→ Dataset section:
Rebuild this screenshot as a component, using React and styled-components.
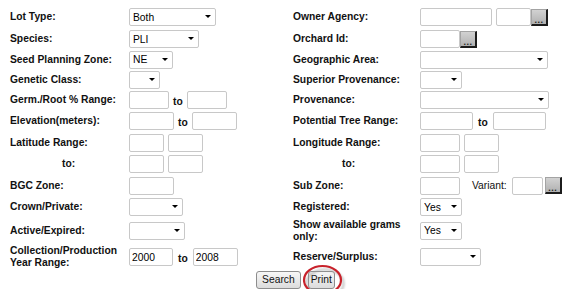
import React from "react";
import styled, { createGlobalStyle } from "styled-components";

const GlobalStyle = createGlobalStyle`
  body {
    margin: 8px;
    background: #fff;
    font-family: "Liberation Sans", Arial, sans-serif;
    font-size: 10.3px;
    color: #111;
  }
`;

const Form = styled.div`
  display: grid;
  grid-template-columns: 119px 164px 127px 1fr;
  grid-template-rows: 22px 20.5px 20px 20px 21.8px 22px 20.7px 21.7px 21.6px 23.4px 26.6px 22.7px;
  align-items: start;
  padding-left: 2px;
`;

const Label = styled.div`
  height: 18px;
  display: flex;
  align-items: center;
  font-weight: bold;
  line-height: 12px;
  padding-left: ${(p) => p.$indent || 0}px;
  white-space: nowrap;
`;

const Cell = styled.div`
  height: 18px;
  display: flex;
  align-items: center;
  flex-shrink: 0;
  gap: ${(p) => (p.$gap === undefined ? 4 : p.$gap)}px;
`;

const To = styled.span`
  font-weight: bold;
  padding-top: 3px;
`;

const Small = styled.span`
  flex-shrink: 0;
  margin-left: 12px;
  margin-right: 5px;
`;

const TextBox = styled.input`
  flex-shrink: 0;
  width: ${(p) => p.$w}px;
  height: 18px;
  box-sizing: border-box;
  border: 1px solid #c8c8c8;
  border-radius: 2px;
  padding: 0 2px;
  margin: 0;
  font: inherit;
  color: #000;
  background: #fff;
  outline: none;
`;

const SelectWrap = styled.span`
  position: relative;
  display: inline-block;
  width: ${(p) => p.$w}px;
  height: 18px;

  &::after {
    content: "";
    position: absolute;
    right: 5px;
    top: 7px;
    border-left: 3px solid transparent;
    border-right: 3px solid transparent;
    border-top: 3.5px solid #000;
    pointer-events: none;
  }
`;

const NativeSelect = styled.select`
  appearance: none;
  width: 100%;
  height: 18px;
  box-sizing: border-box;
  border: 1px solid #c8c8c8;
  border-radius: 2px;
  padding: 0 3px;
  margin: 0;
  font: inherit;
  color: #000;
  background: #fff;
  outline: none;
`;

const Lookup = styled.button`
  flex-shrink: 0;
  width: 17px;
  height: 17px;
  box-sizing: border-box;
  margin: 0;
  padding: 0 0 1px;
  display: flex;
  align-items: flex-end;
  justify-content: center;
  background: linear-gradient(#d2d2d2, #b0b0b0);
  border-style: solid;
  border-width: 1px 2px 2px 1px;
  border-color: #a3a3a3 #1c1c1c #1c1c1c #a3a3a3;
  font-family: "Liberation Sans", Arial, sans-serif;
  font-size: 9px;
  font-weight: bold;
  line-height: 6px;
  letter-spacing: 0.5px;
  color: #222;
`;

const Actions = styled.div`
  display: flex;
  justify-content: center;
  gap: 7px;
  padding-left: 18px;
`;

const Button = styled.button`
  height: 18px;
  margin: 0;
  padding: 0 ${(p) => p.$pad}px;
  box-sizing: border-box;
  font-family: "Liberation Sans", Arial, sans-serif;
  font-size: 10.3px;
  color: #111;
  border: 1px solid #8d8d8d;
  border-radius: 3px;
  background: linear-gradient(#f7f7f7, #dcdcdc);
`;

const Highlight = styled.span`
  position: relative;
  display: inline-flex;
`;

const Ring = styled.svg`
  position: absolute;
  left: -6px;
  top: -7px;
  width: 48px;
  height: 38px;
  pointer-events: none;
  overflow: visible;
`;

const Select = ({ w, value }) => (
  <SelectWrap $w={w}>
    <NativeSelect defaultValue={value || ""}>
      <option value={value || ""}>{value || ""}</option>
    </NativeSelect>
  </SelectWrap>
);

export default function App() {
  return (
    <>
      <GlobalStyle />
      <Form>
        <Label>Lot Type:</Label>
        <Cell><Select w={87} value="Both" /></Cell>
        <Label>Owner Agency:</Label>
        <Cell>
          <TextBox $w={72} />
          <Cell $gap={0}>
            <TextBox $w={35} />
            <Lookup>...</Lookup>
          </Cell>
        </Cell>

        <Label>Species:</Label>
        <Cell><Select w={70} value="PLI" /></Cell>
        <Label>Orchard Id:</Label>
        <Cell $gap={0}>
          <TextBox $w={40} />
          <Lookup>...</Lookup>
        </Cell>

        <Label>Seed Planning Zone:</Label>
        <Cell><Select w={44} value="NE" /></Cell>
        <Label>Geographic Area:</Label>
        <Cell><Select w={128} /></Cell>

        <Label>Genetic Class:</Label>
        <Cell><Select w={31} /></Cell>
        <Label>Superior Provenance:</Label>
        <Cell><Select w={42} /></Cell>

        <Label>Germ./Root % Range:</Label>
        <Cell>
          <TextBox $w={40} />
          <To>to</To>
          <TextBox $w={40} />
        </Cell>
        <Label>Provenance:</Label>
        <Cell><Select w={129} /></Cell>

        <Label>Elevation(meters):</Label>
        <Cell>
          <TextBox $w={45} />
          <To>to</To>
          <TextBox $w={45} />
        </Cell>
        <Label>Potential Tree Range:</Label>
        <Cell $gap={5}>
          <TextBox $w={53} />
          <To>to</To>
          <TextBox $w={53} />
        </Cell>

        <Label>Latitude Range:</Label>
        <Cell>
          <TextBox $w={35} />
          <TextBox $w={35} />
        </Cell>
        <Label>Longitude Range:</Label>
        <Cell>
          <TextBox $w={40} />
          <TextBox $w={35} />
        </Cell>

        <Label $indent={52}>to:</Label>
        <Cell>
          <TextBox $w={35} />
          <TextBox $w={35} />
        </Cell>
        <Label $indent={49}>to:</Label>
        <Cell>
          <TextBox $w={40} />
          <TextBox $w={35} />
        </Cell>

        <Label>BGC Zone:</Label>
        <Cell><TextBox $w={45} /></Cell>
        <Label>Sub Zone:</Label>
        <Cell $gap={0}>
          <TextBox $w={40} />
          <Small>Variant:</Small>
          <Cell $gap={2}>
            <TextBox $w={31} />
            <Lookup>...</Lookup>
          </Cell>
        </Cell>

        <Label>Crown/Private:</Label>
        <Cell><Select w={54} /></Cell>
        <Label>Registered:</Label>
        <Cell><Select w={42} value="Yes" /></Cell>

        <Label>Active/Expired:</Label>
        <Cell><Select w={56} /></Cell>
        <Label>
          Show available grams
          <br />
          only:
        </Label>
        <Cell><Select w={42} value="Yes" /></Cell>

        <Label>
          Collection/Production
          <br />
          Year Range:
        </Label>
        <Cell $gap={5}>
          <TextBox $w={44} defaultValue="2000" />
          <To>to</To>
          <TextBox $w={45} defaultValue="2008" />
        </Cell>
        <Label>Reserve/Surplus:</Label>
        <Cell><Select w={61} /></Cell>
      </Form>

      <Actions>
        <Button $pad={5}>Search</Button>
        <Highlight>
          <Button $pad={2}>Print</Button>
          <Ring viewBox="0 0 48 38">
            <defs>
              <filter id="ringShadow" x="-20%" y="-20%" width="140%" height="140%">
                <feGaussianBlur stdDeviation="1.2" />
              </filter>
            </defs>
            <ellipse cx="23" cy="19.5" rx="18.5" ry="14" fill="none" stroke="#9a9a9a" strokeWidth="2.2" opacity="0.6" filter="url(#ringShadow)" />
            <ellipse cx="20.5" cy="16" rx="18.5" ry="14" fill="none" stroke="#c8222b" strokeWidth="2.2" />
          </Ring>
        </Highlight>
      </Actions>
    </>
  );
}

→ What to produce:
Retype each line of the listing above word for word. Exclude the pictures.

→ Response to the task:
Rebuild this screenshot as a component, using React and styled-components.
import React from "react";
import styled, { createGlobalStyle } from "styled-components";

const GlobalStyle = createGlobalStyle`
  body {
    margin: 8px;
    background: #fff;
    font-family: "Liberation Sans", Arial, sans-serif;
    font-size: 10.3px;
    color: #111;
  }
`;

const Form = styled.div`
  display: grid;
  grid-template-columns: 119px 164px 127px 1fr;
  grid-template-rows: 22px 20.5px 20px 20px 21.8px 22px 20.7px 21.7px 21.6px 23.4px 26.6px 22.7px;
  align-items: start;
  padding-left: 2px;
`;

const Label = styled.div`
  height: 18px;
  display: flex;
  align-items: center;
  font-weight: bold;
  line-height: 12px;
  padding-left: ${(p) => p.$indent || 0}px;
  white-space: nowrap;
`;

const Cell = styled.div`
  height: 18px;
  display: flex;
  align-items: center;
  flex-shrink: 0;
  gap: ${(p) => (p.$gap === undefined ? 4 : p.$gap)}px;
`;

const To = styled.span`
  font-weight: bold;
  padding-top: 3px;
`;

const Small = styled.span`
  flex-shrink: 0;
  margin-left: 12px;
  margin-right: 5px;
`;

const TextBox = styled.input`
  flex-shrink: 0;
  width: ${(p) => p.$w}px;
  height: 18px;
  box-sizing: border-box;
  border: 1px solid #c8c8c8;
  border-radius: 2px;
  padding: 0 2px;
  margin: 0;
  font: inherit;
  color: #000;
  background: #fff;
  outline: none;
`;

const SelectWrap = styled.span`
  position: relative;
  display: inline-block;
  width: ${(p) => p.$w}px;
  height: 18px;

  &::after {
    content: "";
    position: absolute;
    right: 5px;
    top: 7px;
    border-left: 3px solid transparent;
    border-right: 3px solid transparent;
    border-top: 3.5px solid #000;
    pointer-events: none;
  }
`;

const NativeSelect = styled.select`
  appearance: none;
  width: 100%;
  height: 18px;
  box-sizing: border-box;
  border: 1px solid #c8c8c8;
  border-radius: 2px;
  padding: 0 3px;
  margin: 0;
  font: inherit;
  color: #000;
  background: #fff;
  outline: none;
`;

const Lookup = styled.button`
  flex-shrink: 0;
  width: 17px;
  height: 17px;
  box-sizing: border-box;
  margin: 0;
  padding: 0 0 1px;
  display: flex;
  align-items: flex-end;
  justify-content: center;
  background: linear-gradient(#d2d2d2, #b0b0b0);
  border-style: solid;
  border-width: 1px 2px 2px 1px;
  border-color: #a3a3a3 #1c1c1c #1c1c1c #a3a3a3;
  font-family: "Liberation Sans", Arial, sans-serif;
  font-size: 9px;
  font-weight: bold;
  line-height: 6px;
  letter-spacing: 0.5px;
  color: #222;
`;

const Actions = styled.div`
  display: flex;
  justify-content: center;
  gap: 7px;
  padding-left: 18px;
`;

const Button = styled.button`
  height: 18px;
  margin: 0;
  padding: 0 ${(p) => p.$pad}px;
  box-sizing: border-box;
  font-family: "Liberation Sans", Arial, sans-serif;
  font-size: 10.3px;
  color: #111;
  border: 1px solid #8d8d8d;
  border-radius: 3px;
  background: linear-gradient(#f7f7f7, #dcdcdc);
`;

const Highlight = styled.span`
  position: relative;
  display: inline-flex;
`;

const Ring = styled.svg`
  position: absolute;
  left: -6px;
  top: -7px;
  width: 48px;
  height: 38px;
  pointer-events: none;
  overflow: visible;
`;

const Select = ({ w, value }) => (
  <SelectWrap $w={w}>
    <NativeSelect defaultValue={value || ""}>
      <option value={value || ""}>{value || ""}</option>
    </NativeSelect>
  </SelectWrap>
);

export default function App() {
  return (
    <>
      <GlobalStyle />
      <Form>
        <Label>Lot Type:</Label>
        <Cell><Select w={87} value="Both" /></Cell>
        <Label>Owner Agency:</Label>
        <Cell>
          <TextBox $w={72} />
          <Cell $gap={0}>
            <TextBox $w={35} />
            <Lookup>...</Lookup>
          </Cell>
        </Cell>

        <Label>Species:</Label>
        <Cell><Select w={70} value="PLI" /></Cell>
        <Label>Orchard Id:</Label>
        <Cell $gap={0}>
          <TextBox $w={40} />
          <Lookup>...</Lookup>
        </Cell>

        <Label>Seed Planning Zone:</Label>
        <Cell><Select w={44} value="NE" /></Cell>
        <Label>Geographic Area:</Label>
        <Cell><Select w={128} /></Cell>

        <Label>Genetic Class:</Label>
        <Cell><Select w={31} /></Cell>
        <Label>Superior Provenance:</Label>
        <Cell><Select w={42} /></Cell>

        <Label>Germ./Root % Range:</Label>
        <Cell>
          <TextBox $w={40} />
          <To>to</To>
          <TextBox $w={40} />
        </Cell>
        <Label>Provenance:</Label>
        <Cell><Select w={129} /></Cell>

        <Label>Elevation(meters):</Label>
        <Cell>
          <TextBox $w={45} />
          <To>to</To>
          <TextBox $w={45} />
        </Cell>
        <Label>Potential Tree Range:</Label>
        <Cell $gap={5}>
          <TextBox $w={53} />
          <To>to</To>
          <TextBox $w={53} />
        </Cell>

        <Label>Latitude Range:</Label>
        <Cell>
          <TextBox $w={35} />
          <TextBox $w={35} />
        </Cell>
        <Label>Longitude Range:</Label>
        <Cell>
          <TextBox $w={40} />
          <TextBox $w={35} />
        </Cell>

        <Label $indent={52}>to:</Label>
        <Cell>
          <TextBox $w={35} />
          <TextBox $w={35} />
        </Cell>
        <Label $indent={49}>to:</Label>
        <Cell>
          <TextBox $w={40} />
          <TextBox $w={35} />
        </Cell>

        <Label>BGC Zone:</Label>
        <Cell><TextBox $w={45} /></Cell>
        <Label>Sub Zone:</Label>
        <Cell $gap={0}>
          <TextBox $w={40} />
          <Small>Variant:</Small>
          <Cell $gap={2}>
            <TextBox $w={31} />
            <Lookup>...</Lookup>
          </Cell>
        </Cell>

        <Label>Crown/Private:</Label>
        <Cell><Select w={54} /></Cell>
        <Label>Registered:</Label>
        <Cell><Select w={42} value="Yes" /></Cell>

        <Label>Active/Expired:</Label>
        <Cell><Select w={56} /></Cell>
        <Label>
          Show available grams
          <br />
          only:
        </Label>
        <Cell><Select w={42} value="Yes" /></Cell>

        <Label>
          Collection/Production
          <br />
          Year Range:
        </Label>
        <Cell $gap={5}>
          <TextBox $w={44} defaultValue="2000" />
          <To>to</To>
          <TextBox $w={45} defaultValue="2008" />
        </Cell>
        <Label>Reserve/Surplus:</Label>
        <Cell><Select w={61} /></Cell>
      </Form>

      <Actions>
        <Button $pad={5}>Search</Button>
        <Highlight>
          <Button $pad={2}>Print</Button>
          <Ring viewBox="0 0 48 38">
            <defs>
              <filter id="ringShadow" x="-20%" y="-20%" width="140%" height="140%">
                <feGaussianBlur stdDeviation="1.2" />
              </filter>
            </defs>
            <ellipse cx="23" cy="19.5" rx="18.5" ry="14" fill="none" stroke="#9a9a9a" strokeWidth="2.2" opacity="0.6" filter="url(#ringShadow)" />
            <ellipse cx="20.5" cy="16" rx="18.5" ry="14" fill="none" stroke="#c8222b" strokeWidth="2.2" />
          </Ring>
        </Highlight>
      </Actions>
    </>
  );
}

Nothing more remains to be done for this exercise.